**Exercise brief**
Using the entries that follow, count the lines containing the word "this" and give that number by itself.

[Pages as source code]
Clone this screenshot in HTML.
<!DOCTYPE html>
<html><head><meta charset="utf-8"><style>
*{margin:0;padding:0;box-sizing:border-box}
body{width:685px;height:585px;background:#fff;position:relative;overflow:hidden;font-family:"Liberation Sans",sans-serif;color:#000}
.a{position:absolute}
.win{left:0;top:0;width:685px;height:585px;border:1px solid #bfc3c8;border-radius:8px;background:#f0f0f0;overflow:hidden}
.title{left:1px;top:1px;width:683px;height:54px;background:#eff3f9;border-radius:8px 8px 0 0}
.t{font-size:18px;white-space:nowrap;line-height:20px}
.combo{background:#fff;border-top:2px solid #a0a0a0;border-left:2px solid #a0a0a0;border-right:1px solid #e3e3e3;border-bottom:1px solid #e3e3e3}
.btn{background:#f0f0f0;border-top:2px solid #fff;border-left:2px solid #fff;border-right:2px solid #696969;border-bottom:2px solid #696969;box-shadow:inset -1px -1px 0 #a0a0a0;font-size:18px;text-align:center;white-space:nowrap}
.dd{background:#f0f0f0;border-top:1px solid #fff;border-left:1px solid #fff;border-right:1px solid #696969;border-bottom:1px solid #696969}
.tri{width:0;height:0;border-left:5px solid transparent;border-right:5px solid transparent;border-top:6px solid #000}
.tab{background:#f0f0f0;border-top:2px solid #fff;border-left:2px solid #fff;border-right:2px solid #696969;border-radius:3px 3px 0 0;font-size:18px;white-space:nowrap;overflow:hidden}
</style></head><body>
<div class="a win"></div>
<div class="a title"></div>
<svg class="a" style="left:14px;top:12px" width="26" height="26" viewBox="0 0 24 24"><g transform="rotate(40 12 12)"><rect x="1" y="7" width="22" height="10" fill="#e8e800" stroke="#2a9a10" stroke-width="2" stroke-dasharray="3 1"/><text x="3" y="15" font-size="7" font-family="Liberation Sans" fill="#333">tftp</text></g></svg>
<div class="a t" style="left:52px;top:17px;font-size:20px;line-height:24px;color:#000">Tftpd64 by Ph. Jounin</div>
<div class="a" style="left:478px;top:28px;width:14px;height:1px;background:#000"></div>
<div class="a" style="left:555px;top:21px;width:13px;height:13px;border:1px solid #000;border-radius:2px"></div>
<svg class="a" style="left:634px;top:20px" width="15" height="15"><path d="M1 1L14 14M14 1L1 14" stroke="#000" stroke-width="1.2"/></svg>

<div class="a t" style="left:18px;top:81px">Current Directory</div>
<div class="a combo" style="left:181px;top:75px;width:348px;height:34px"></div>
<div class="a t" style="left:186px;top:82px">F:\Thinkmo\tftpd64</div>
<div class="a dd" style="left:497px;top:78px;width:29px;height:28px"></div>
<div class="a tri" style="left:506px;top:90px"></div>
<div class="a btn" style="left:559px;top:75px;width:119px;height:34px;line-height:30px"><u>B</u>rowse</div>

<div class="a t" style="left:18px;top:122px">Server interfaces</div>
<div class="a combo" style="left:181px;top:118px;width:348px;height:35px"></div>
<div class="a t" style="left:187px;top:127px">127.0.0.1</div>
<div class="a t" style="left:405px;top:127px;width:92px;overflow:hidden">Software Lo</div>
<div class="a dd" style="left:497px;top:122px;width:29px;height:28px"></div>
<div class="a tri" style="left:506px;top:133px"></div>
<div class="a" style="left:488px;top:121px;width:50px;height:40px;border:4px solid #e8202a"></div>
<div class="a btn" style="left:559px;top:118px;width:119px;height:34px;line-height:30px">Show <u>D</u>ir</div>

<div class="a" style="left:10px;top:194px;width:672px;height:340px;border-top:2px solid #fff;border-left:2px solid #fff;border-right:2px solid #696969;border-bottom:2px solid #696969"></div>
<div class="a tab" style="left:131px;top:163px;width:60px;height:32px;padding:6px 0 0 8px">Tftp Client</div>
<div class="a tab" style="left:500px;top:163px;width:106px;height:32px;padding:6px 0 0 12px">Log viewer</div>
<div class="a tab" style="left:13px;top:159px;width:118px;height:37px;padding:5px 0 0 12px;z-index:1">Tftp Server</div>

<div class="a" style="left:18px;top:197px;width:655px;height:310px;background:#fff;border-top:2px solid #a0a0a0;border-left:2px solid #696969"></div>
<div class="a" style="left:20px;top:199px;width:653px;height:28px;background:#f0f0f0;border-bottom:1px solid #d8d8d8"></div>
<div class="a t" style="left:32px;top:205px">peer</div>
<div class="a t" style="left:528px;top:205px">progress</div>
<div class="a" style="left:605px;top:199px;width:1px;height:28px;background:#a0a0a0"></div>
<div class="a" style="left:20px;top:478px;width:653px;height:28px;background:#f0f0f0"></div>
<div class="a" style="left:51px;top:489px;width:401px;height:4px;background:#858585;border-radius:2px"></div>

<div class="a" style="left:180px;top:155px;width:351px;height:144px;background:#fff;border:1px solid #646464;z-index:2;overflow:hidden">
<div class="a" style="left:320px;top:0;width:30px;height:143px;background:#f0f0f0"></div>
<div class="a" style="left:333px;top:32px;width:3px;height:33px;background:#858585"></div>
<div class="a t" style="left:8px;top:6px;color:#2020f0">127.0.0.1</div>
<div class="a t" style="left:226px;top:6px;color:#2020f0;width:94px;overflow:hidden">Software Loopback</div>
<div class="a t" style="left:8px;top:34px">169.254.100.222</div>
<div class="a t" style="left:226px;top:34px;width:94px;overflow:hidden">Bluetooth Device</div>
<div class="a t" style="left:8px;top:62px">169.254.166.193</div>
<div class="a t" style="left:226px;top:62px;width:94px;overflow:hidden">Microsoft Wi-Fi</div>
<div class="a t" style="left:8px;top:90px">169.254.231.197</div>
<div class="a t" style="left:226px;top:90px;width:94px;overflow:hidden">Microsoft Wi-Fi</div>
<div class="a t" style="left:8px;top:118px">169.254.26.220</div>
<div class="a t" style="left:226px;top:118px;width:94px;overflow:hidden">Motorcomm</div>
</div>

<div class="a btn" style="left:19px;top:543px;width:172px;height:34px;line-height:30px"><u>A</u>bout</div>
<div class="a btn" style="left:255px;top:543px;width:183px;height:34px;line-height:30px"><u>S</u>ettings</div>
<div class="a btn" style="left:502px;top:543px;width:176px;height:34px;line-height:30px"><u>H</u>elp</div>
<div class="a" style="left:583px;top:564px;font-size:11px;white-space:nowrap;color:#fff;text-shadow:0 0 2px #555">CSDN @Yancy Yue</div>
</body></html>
--
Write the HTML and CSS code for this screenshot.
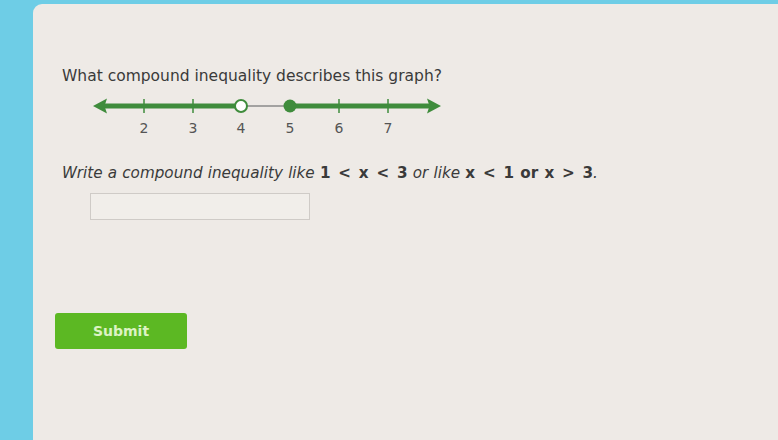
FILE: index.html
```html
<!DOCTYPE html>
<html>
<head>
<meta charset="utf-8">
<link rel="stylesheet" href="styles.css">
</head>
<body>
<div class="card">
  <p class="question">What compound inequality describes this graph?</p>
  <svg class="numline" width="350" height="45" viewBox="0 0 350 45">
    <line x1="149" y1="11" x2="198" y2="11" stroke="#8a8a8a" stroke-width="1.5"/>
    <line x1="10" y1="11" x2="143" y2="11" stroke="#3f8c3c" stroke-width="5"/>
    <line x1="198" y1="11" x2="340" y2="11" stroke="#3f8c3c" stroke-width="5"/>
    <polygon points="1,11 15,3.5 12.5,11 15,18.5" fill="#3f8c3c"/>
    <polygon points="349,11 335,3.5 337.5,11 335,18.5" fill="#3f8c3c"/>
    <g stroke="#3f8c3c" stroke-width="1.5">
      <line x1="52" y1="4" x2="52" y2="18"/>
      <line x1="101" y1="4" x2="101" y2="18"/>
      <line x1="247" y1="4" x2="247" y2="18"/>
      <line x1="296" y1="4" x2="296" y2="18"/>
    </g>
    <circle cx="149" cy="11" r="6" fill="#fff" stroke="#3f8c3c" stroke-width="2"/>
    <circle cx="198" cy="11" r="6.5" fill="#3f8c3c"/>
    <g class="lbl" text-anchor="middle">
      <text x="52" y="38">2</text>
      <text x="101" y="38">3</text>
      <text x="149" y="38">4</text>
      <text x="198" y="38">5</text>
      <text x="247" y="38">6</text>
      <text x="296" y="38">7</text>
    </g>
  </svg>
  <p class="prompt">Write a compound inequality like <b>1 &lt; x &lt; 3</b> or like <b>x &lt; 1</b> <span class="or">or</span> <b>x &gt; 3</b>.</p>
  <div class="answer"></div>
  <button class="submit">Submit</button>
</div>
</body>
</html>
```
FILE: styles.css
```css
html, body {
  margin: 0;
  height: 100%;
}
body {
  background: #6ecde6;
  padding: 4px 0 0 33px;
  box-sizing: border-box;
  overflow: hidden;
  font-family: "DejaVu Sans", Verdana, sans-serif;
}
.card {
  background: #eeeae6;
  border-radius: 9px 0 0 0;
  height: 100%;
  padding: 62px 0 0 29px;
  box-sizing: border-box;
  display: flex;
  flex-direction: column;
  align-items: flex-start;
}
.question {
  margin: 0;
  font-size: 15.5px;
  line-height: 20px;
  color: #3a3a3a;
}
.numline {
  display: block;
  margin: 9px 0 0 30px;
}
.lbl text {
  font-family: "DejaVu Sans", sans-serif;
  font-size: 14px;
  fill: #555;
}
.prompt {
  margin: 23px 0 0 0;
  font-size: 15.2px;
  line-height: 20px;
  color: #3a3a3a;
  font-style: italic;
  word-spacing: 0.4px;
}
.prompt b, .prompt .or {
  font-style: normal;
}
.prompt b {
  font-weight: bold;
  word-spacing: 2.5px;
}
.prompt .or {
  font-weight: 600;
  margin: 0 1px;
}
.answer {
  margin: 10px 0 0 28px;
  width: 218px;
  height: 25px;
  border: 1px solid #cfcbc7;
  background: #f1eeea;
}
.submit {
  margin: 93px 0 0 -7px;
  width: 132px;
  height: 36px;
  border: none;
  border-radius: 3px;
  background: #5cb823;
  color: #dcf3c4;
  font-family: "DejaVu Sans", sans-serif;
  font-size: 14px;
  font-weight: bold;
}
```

**Written answer**
3